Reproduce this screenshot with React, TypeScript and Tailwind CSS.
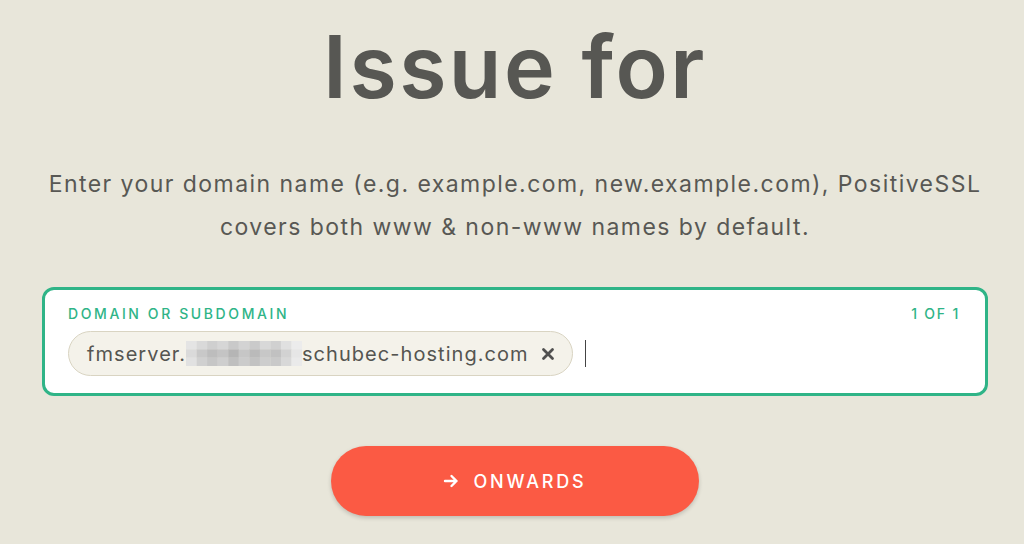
import React from "react";

const blur = [
  ["#e4e4e4", "#d9d9d9", "#cfcfcf", "#d6d6d6", "#c9c9c9", "#d3d3d3", "#cacaca", "#d8d8d8", "#d0d0d0", "#e0e0e0", "#ececec"],
  ["#dadada", "#c8c8c8", "#bdbdbd", "#c4c4c4", "#b5b5b5", "#c6c6c6", "#bababa", "#c7c7c7", "#c1c1c1", "#d2d2d2", "#e6e6e6"],
  ["#e1e1e1", "#d0d0d0", "#c6c6c6", "#cecece", "#bfbfbf", "#cbcbcb", "#c2c2c2", "#cdcdcd", "#c9c9c9", "#d8d8d8", "#eaeaea"],
];

export default function App() {
  return (
    <div
      className="w-[1024px] h-[544px] overflow-hidden bg-[#e8e6da] text-[#555551]"
      style={{ fontFamily: "Inter, 'Noto Sans', sans-serif" }}
    >
      <div className="ml-[42px] w-[946px] flex flex-col items-center">
        <h1 className="mt-[13px] text-[86px] leading-[108px] font-semibold tracking-[2.5px] text-[#575753]">
          Issue for
        </h1>
        <p className="mt-[42px] text-[23px] leading-[43px] tracking-[1.45px] text-center text-[#585854] whitespace-nowrap">
          Enter your domain name (e.g. example.com, new.example.com), PositiveSSL
          <br />
          covers both www &amp; non-www names by default.
        </p>
        <div className="mt-[38px] w-full h-[109px] rounded-[12px] border-[3px] border-[#2fb487] bg-white pl-[23px] pr-[25px] pt-[16px]">
          <div className="flex justify-between text-[14px] leading-[16px] tracking-[2.6px] text-[#2fb487] font-medium">
            <span>DOMAIN OR SUBDOMAIN</span>
            <span className="tracking-[1.8px]">1 OF 1</span>
          </div>
          <div className="mt-[9px] flex items-center">
            <div className="h-[45px] flex items-center rounded-full border border-[#d9d4c2] bg-[#f4f2ea] pl-[18px] pr-[17px] text-[20px] tracking-[1.05px] text-[#555551]">
              <span>fmserver.</span>
              <svg width="116" height="25" viewBox="0 0 11 3" preserveAspectRatio="none">
                {blur.map((row, r) =>
                  row.map((c, i) => <rect key={`${r}-${i}`} x={i} y={r} width="1.02" height="1.02" fill={c} />)
                )}
              </svg>
              <span>schubec-hosting.com</span>
              <svg width="14" height="14" viewBox="0 0 14 14" className="ml-[12px]">
                <path d="M2.5 2.5 L11.5 11.5 M11.5 2.5 L2.5 11.5" stroke="#505050" strokeWidth="2.8" strokeLinecap="round" />
              </svg>
            </div>
            <div className="ml-[12px] w-[1.5px] h-[27px] bg-[#444]" />
          </div>
        </div>
        <button className="mt-[50px] w-[368px] h-[70px] rounded-full bg-[#fb5a44] shadow-[0_2px_4px_rgba(0,0,0,0.18)] flex items-center justify-center gap-[14px] text-white text-[18px] font-medium tracking-[2.8px]">
          <svg width="16" height="16" viewBox="0 0 16 16">
            <path d="M2 8 H13.5 M8.5 3 L13.5 8 L8.5 13" stroke="white" strokeWidth="2.4" fill="none" strokeLinecap="round" strokeLinejoin="round" />
          </svg>
          <span>ONWARDS</span>
        </button>
      </div>
    </div>
  );
}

+ + + +

Problem to solve: Restate the whole of the material word for word without the pictures.

Solution for this problem:
Reproduce this screenshot with React, TypeScript and Tailwind CSS.
import React from "react";

const blur = [
  ["#e4e4e4", "#d9d9d9", "#cfcfcf", "#d6d6d6", "#c9c9c9", "#d3d3d3", "#cacaca", "#d8d8d8", "#d0d0d0", "#e0e0e0", "#ececec"],
  ["#dadada", "#c8c8c8", "#bdbdbd", "#c4c4c4", "#b5b5b5", "#c6c6c6", "#bababa", "#c7c7c7", "#c1c1c1", "#d2d2d2", "#e6e6e6"],
  ["#e1e1e1", "#d0d0d0", "#c6c6c6", "#cecece", "#bfbfbf", "#cbcbcb", "#c2c2c2", "#cdcdcd", "#c9c9c9", "#d8d8d8", "#eaeaea"],
];

export default function App() {
  return (
    <div
      className="w-[1024px] h-[544px] overflow-hidden bg-[#e8e6da] text-[#555551]"
      style={{ fontFamily: "Inter, 'Noto Sans', sans-serif" }}
    >
      <div className="ml-[42px] w-[946px] flex flex-col items-center">
        <h1 className="mt-[13px] text-[86px] leading-[108px] font-semibold tracking-[2.5px] text-[#575753]">
          Issue for
        </h1>
        <p className="mt-[42px] text-[23px] leading-[43px] tracking-[1.45px] text-center text-[#585854] whitespace-nowrap">
          Enter your domain name (e.g. example.com, new.example.com), PositiveSSL
          <br />
          covers both www &amp; non-www names by default.
        </p>
        <div className="mt-[38px] w-full h-[109px] rounded-[12px] border-[3px] border-[#2fb487] bg-white pl-[23px] pr-[25px] pt-[16px]">
          <div className="flex justify-between text-[14px] leading-[16px] tracking-[2.6px] text-[#2fb487] font-medium">
            <span>DOMAIN OR SUBDOMAIN</span>
            <span className="tracking-[1.8px]">1 OF 1</span>
          </div>
          <div className="mt-[9px] flex items-center">
            <div className="h-[45px] flex items-center rounded-full border border-[#d9d4c2] bg-[#f4f2ea] pl-[18px] pr-[17px] text-[20px] tracking-[1.05px] text-[#555551]">
              <span>fmserver.</span>
              <svg width="116" height="25" viewBox="0 0 11 3" preserveAspectRatio="none">
                {blur.map((row, r) =>
                  row.map((c, i) => <rect key={`${r}-${i}`} x={i} y={r} width="1.02" height="1.02" fill={c} />)
                )}
              </svg>
              <span>schubec-hosting.com</span>
              <svg width="14" height="14" viewBox="0 0 14 14" className="ml-[12px]">
                <path d="M2.5 2.5 L11.5 11.5 M11.5 2.5 L2.5 11.5" stroke="#505050" strokeWidth="2.8" strokeLinecap="round" />
              </svg>
            </div>
            <div className="ml-[12px] w-[1.5px] h-[27px] bg-[#444]" />
          </div>
        </div>
        <button className="mt-[50px] w-[368px] h-[70px] rounded-full bg-[#fb5a44] shadow-[0_2px_4px_rgba(0,0,0,0.18)] flex items-center justify-center gap-[14px] text-white text-[18px] font-medium tracking-[2.8px]">
          <svg width="16" height="16" viewBox="0 0 16 16">
            <path d="M2 8 H13.5 M8.5 3 L13.5 8 L8.5 13" stroke="white" strokeWidth="2.4" fill="none" strokeLinecap="round" strokeLinejoin="round" />
          </svg>
          <span>ONWARDS</span>
        </button>
      </div>
    </div>
  );
}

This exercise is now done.